Julia nos habla de su experiencia y visión sobre Islandia, la isla cálida.
Islandia es una país bastante remoto, cercano al círculo polar ártico, de unos 340.000 habitantes. Es una isla cálida, aunque resulte paradójico, puesto que las corrientes marinas convierten su temperatura en mucho más alta de lo esperado si tenemos en cuenta su latitud. Los inviernos en su capital, Reykjavík, son relativamente amables, con temperaturas que rara vez bajan de los 10 grados bajo cero.
Islandia es un país exótico. El boom turístico de los últimos años ha convertido muchos de sus enclaves naturales en pasto de blogs y aventuras compartidas en redes sociales. La primera vez que vine a esta isla fue en 2012, antes del momento explosivo turístico. Lo hice como turista, aunque vine a visitar a un amigo que vivía y estudiaba aquí. Cada vez soy más partidaria y fan de hacer viajes a lugares donde alguien nos espera, por el hecho de que una persona que reside en el lugar visitado probablemente va a ser capaz de mostrarnos una cara alejada de su faceta meramente turística.
En 2012 alquilamos un todoterreno entre 6 y recorrimos la isla completa por la carretera uno, que la rodea por la costa. Era final de febrero y, contra todo estereotipo erróneo, no pasamos demasiado frío. Yo llegué a esta tierra cargada de emociones, porque era una absoluta fan de Bjork y me fascinaban algunas de las letras de sus canciones referentes a este país. No sabría explicaros muy bien por qué, pero al final de esa semana de viaje me había enamorado de Islandia.
La naturaleza me impactó, pero creo que lo que más huella dejó en mi fue lo extraterrestre de su territorio. Cómo un caballo, una oveja o un ser humano podían vivir allí todo el año. Cómo un paisaje tan aislado, congelado, salvaje, podía albergar a la vez tanta sensación de vida. Regresé a España pensando, sintiendo, que me gustaría, quizás, algún día, regresar a Islandia para vivir una temporada.
Y así lo hice. En febrero de 2018 decidí que mi momento había llegado. Compré un billete de ida para Reykjavík y marché con una maleta y una mochila, sin demasiadas expectativas. Al llegar, era principios de marzo, y toda la hierba estaba sepultada por un hielo parduzco. El paisaje era blanco y amarillento. La ciudad me pareció, de primeras, un cementerio de una crisis radioactiva. No fue hasta que me adentré en sus calles y tomé aire para recorrerla con calma que descubrí las señas de vida y calidez que pueblan cada uno de sus rincones.

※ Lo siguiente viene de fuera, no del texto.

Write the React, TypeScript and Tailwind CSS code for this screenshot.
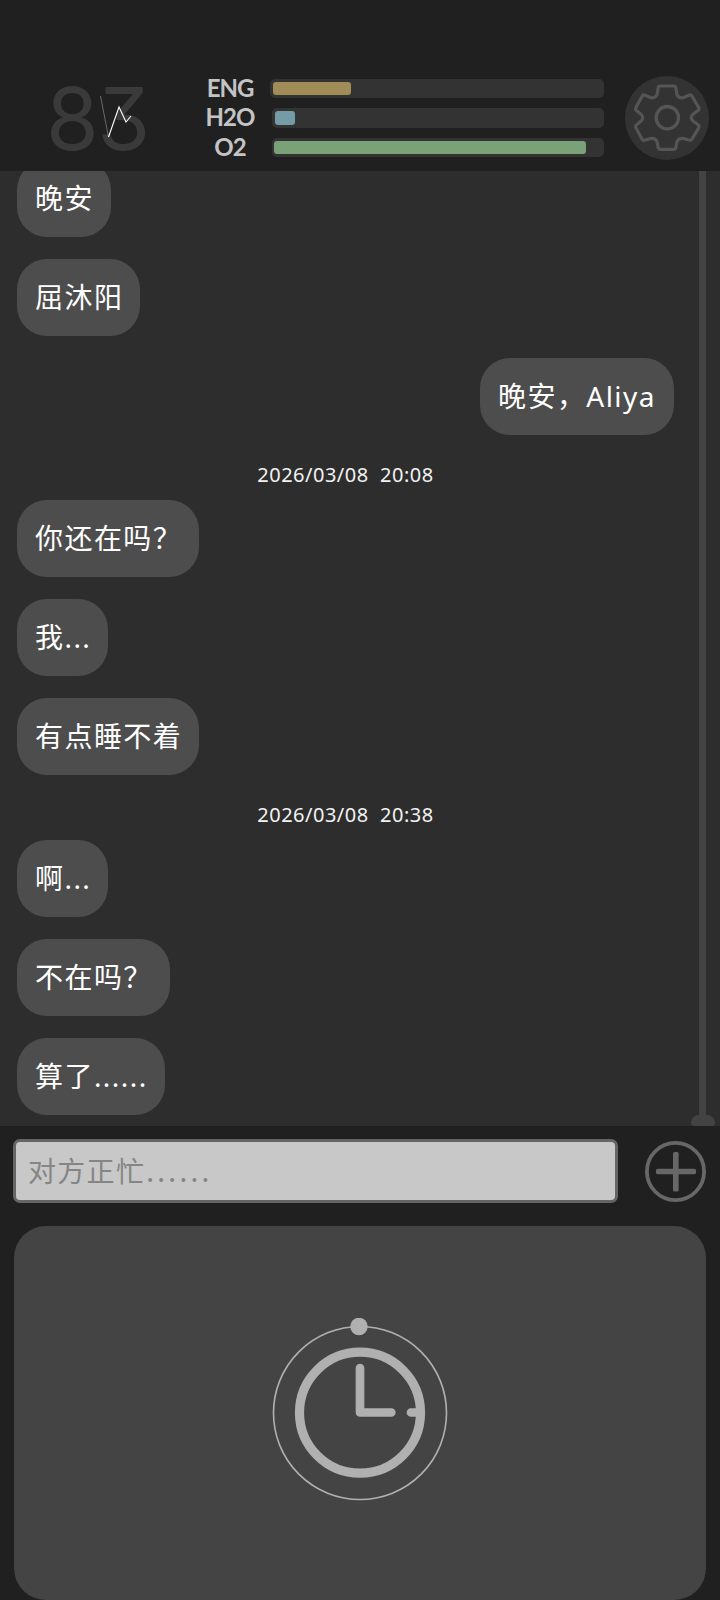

Islandia no es un país fácil. Es, ante todo, salvaje. La naturaleza reina por encima de lo humano, y eso te da una dimensión nueva de tu propia existencia. Aquí los planes siempre dependen de lo que la tierra disponga. El viento, la nieve, el hielo… Estos son los verdaderos gobiernos. Lo humano, como lo territorial, se encuentra irremisiblemente condicionado por la realidad meteorológica. Les islandeses son cálides de primeras, curioses, abiertes. Te preguntan y se interesan, cuando eres turista. Cuando pasas a formar parte del aparato económico (como inmigrante, generalmente, en puestos no cualificados) ese interés se disipa. Y las amistades son de cocción lenta, como la explosión de un volcán, que puede requerir siglos de preparatoria.
Lo extraño de esta tierra es que hay algo que te hace quedarte. En mi caso, mi amor por ella se renueva siempre que cojo un coche, abandono la capital y pongo rumbo al sur o al norte por su serpenteante carretera nacional. Entonces, recorriendo colinas, acantilados y fiordos, siento de nuevo que hay algo mágico en esta isla de agua cálida, lava e hielo.
Así como un gran número de islandeses aún creen en la existencia de criaturas como los elfos (o al menos no niegan esta posibilidad), yo me hallo entre fascinada y hastiada de habitar una isla mágica a la que nunca sé si pertenezco. Quizás tanta magia esté destinada a permanecer intacta, contenida dentro de sí misma, y mis raíces se encuentran tan alejadas de esta realidad que me cuesta agarrarme a este suelo.
Sea como sea, siempre siento que Islandia dejó algo de su esencia dentro de mí. Y ese algo no desaparecerá nunca. Aunque en cierto sentido me expulse de su territorio, también me atrae irremediablemente, como un imán oscuro que me susurra al oído que quizás, en otra vida, yo recorrí estas tierras bajo otra piel, maravillada igual que hoy de la magnitud apabullante de su belleza.